To be done =>
Quote each line of the material verbatim, without the pictures.

** BEGIN Dataset extract **

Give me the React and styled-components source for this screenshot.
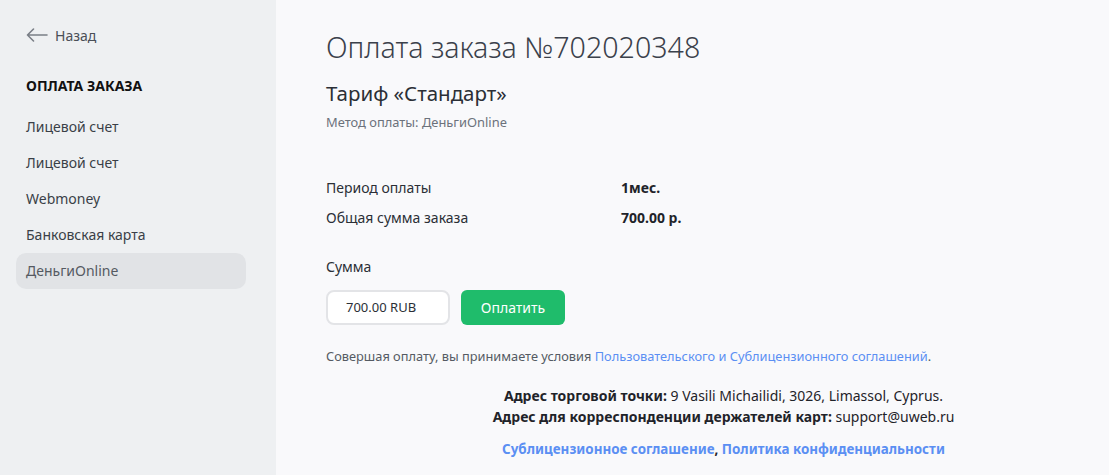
import React from "react";
import styled, { createGlobalStyle } from "styled-components";

const Global = createGlobalStyle`
  body {
    margin: 0;
    font-family: "Noto Sans", "Open Sans", sans-serif;
    background: #f9f9fb;
    color: #2b2f36;
  }
`;

const Page = styled.div`
  display: flex;
  min-height: 475px;
`;

const Sidebar = styled.aside`
  width: 276px;
  flex-shrink: 0;
  background: #eef0f2;
  padding: 25px 30px 0 16px;
  box-sizing: border-box;
`;

const Back = styled.a`
  display: flex;
  align-items: center;
  gap: 7px;
  padding-left: 10px;
  font-size: 14px;
  color: #4a4f57;
  text-decoration: none;
  height: 20px;
`;

const MenuTitle = styled.div`
  margin-top: 31px;
  padding-left: 10px;
  font-size: 14px;
  font-weight: 700;
  color: #111;
  height: 20px;
  line-height: 20px;
`;

const Menu = styled.ul`
  list-style: none;
  margin: 13px 0 0;
  padding: 0;
`;

const MenuItem = styled.li`
  height: 36px;
  line-height: 36px;
  padding-left: 10px;
  font-size: 14px;
  border-radius: 10px;
  color: ${p => (p.active ? "#555a62" : "#3a3f47")};
  background: ${p => (p.active ? "#e1e3e6" : "transparent")};
`;

const Main = styled.main`
  flex: 1;
  padding: 27px 50px 0;
`;

const Title = styled.h1`
  margin: 0;
  font-size: 28.6px;
  font-weight: 300;
  color: #3b414b;
  line-height: 40px;
`;

const Tariff = styled.h2`
  margin: 12px 0 0;
  font-size: 20.5px;
  font-weight: 400;
  color: #2b2f36;
  line-height: 28px;
`;

const Method = styled.div`
  margin-top: 6px;
  font-size: 12.9px;
  color: #6c727b;
`;

const Details = styled.div`
  margin-top: 47px;
  display: grid;
  grid-template-columns: 295px auto;
  row-gap: 10px;
  font-size: 14px;
  line-height: 20px;
`;

const Value = styled.div`
  font-weight: 700;
  color: #1f2329;
`;

const Label = styled.div`
  margin-top: 29px;
  font-size: 14px;
  line-height: 20px;
`;

const PayRow = styled.div`
  display: flex;
  gap: 11px;
  margin-top: 13px;
`;

const Amount = styled.div`
  width: 124px;
  height: 35px;
  box-sizing: border-box;
  border: 2px solid #e3e4e7;
  border-radius: 8px;
  background: #fff;
  padding-left: 18px;
  font-size: 13px;
  line-height: 31px;
  color: #2b2f36;
`;

const PayButton = styled.button`
  width: 104px;
  height: 35px;
  border: 0;
  border-radius: 6px;
  background: #1fbc6b;
  color: #fff;
  font-family: inherit;
  font-size: 14px;
`;

const Terms = styled.p`
  margin: 21px 0 0;
  font-size: 12.8px;
  color: #555b63;
  line-height: 20px;
`;

const Link = styled.a`
  color: #5b8ff3;
  text-decoration: none;
  font-weight: ${p => (p.bold ? 700 : 400)};
`;

const Footer = styled.div`
  margin-top: 19px;
  padding-left: 62px;
  text-align: center;
  font-size: 14px;
  line-height: 21px;
  color: #1f2329;
  b {
    font-weight: 700;
  }
`;

const FooterLinks = styled.div`
  margin-top: 12px;
  font-size: 13.4px;
  color: #1f2329;
  font-weight: 700;
`;

export default function App() {
  const items = ["Лицевой счет", "Лицевой счет", "Webmoney", "Банковская карта", "ДеньгиOnline"];
  return (
    <Page>
      <Global />
      <Sidebar>
        <Back href="#">
          <svg width="22" height="14" viewBox="0 0 22 14" fill="none" stroke="#7a7f87" strokeWidth="1.6" strokeLinecap="round" strokeLinejoin="round">
            <path d="M21 7H1.5M7.5 1L1.5 7l6 6" />
          </svg>
          Назад
        </Back>
        <MenuTitle>ОПЛАТА ЗАКАЗА</MenuTitle>
        <Menu>
          {items.map((t, i) => (
            <MenuItem key={i} active={i === items.length - 1}>{t}</MenuItem>
          ))}
        </Menu>
      </Sidebar>
      <Main>
        <Title>Оплата заказа №702020348</Title>
        <Tariff>Тариф «Стандарт»</Tariff>
        <Method>Метод оплаты: ДеньгиOnline</Method>
        <Details>
          <div>Период оплаты</div>
          <Value>1мес.</Value>
          <div>Общая сумма заказа</div>
          <Value>700.00 р.</Value>
        </Details>
        <Label>Сумма</Label>
        <PayRow>
          <Amount>700.00 RUB</Amount>
          <PayButton>Оплатить</PayButton>
        </PayRow>
        <Terms>
          Совершая оплату, вы принимаете условия{" "}
          <Link href="#">Пользовательского и Сублицензионного соглашений</Link>.
        </Terms>
        <Footer>
          <div><b>Адрес торговой точки:</b> 9 Vasili Michailidi, 3026, Limassol, Cyprus.</div>
          <div><b>Адрес для корреспонденции держателей карт:</b> support@uweb.ru</div>
          <FooterLinks>
            <Link href="#" bold>Сублицензионное соглашение</Link>, <Link href="#" bold>Политика конфиденциальности</Link>
          </FooterLinks>
        </Footer>
      </Main>
    </Page>
  );
}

** END Dataset extract **

Response =>
Give me the React and styled-components source for this screenshot.
import React from "react";
import styled, { createGlobalStyle } from "styled-components";

const Global = createGlobalStyle`
  body {
    margin: 0;
    font-family: "Noto Sans", "Open Sans", sans-serif;
    background: #f9f9fb;
    color: #2b2f36;
  }
`;

const Page = styled.div`
  display: flex;
  min-height: 475px;
`;

const Sidebar = styled.aside`
  width: 276px;
  flex-shrink: 0;
  background: #eef0f2;
  padding: 25px 30px 0 16px;
  box-sizing: border-box;
`;

const Back = styled.a`
  display: flex;
  align-items: center;
  gap: 7px;
  padding-left: 10px;
  font-size: 14px;
  color: #4a4f57;
  text-decoration: none;
  height: 20px;
`;

const MenuTitle = styled.div`
  margin-top: 31px;
  padding-left: 10px;
  font-size: 14px;
  font-weight: 700;
  color: #111;
  height: 20px;
  line-height: 20px;
`;

const Menu = styled.ul`
  list-style: none;
  margin: 13px 0 0;
  padding: 0;
`;

const MenuItem = styled.li`
  height: 36px;
  line-height: 36px;
  padding-left: 10px;
  font-size: 14px;
  border-radius: 10px;
  color: ${p => (p.active ? "#555a62" : "#3a3f47")};
  background: ${p => (p.active ? "#e1e3e6" : "transparent")};
`;

const Main = styled.main`
  flex: 1;
  padding: 27px 50px 0;
`;

const Title = styled.h1`
  margin: 0;
  font-size: 28.6px;
  font-weight: 300;
  color: #3b414b;
  line-height: 40px;
`;

const Tariff = styled.h2`
  margin: 12px 0 0;
  font-size: 20.5px;
  font-weight: 400;
  color: #2b2f36;
  line-height: 28px;
`;

const Method = styled.div`
  margin-top: 6px;
  font-size: 12.9px;
  color: #6c727b;
`;

const Details = styled.div`
  margin-top: 47px;
  display: grid;
  grid-template-columns: 295px auto;
  row-gap: 10px;
  font-size: 14px;
  line-height: 20px;
`;

const Value = styled.div`
  font-weight: 700;
  color: #1f2329;
`;

const Label = styled.div`
  margin-top: 29px;
  font-size: 14px;
  line-height: 20px;
`;

const PayRow = styled.div`
  display: flex;
  gap: 11px;
  margin-top: 13px;
`;

const Amount = styled.div`
  width: 124px;
  height: 35px;
  box-sizing: border-box;
  border: 2px solid #e3e4e7;
  border-radius: 8px;
  background: #fff;
  padding-left: 18px;
  font-size: 13px;
  line-height: 31px;
  color: #2b2f36;
`;

const PayButton = styled.button`
  width: 104px;
  height: 35px;
  border: 0;
  border-radius: 6px;
  background: #1fbc6b;
  color: #fff;
  font-family: inherit;
  font-size: 14px;
`;

const Terms = styled.p`
  margin: 21px 0 0;
  font-size: 12.8px;
  color: #555b63;
  line-height: 20px;
`;

const Link = styled.a`
  color: #5b8ff3;
  text-decoration: none;
  font-weight: ${p => (p.bold ? 700 : 400)};
`;

const Footer = styled.div`
  margin-top: 19px;
  padding-left: 62px;
  text-align: center;
  font-size: 14px;
  line-height: 21px;
  color: #1f2329;
  b {
    font-weight: 700;
  }
`;

const FooterLinks = styled.div`
  margin-top: 12px;
  font-size: 13.4px;
  color: #1f2329;
  font-weight: 700;
`;

export default function App() {
  const items = ["Лицевой счет", "Лицевой счет", "Webmoney", "Банковская карта", "ДеньгиOnline"];
  return (
    <Page>
      <Global />
      <Sidebar>
        <Back href="#">
          <svg width="22" height="14" viewBox="0 0 22 14" fill="none" stroke="#7a7f87" strokeWidth="1.6" strokeLinecap="round" strokeLinejoin="round">
            <path d="M21 7H1.5M7.5 1L1.5 7l6 6" />
          </svg>
          Назад
        </Back>
        <MenuTitle>ОПЛАТА ЗАКАЗА</MenuTitle>
        <Menu>
          {items.map((t, i) => (
            <MenuItem key={i} active={i === items.length - 1}>{t}</MenuItem>
          ))}
        </Menu>
      </Sidebar>
      <Main>
        <Title>Оплата заказа №702020348</Title>
        <Tariff>Тариф «Стандарт»</Tariff>
        <Method>Метод оплаты: ДеньгиOnline</Method>
        <Details>
          <div>Период оплаты</div>
          <Value>1мес.</Value>
          <div>Общая сумма заказа</div>
          <Value>700.00 р.</Value>
        </Details>
        <Label>Сумма</Label>
        <PayRow>
          <Amount>700.00 RUB</Amount>
          <PayButton>Оплатить</PayButton>
        </PayRow>
        <Terms>
          Совершая оплату, вы принимаете условия{" "}
          <Link href="#">Пользовательского и Сублицензионного соглашений</Link>.
        </Terms>
        <Footer>
          <div><b>Адрес торговой точки:</b> 9 Vasili Michailidi, 3026, Limassol, Cyprus.</div>
          <div><b>Адрес для корреспонденции держателей карт:</b> support@uweb.ru</div>
          <FooterLinks>
            <Link href="#" bold>Сублицензионное соглашение</Link>, <Link href="#" bold>Политика конфиденциальности</Link>
          </FooterLinks>
        </Footer>
      </Main>
    </Page>
  );
}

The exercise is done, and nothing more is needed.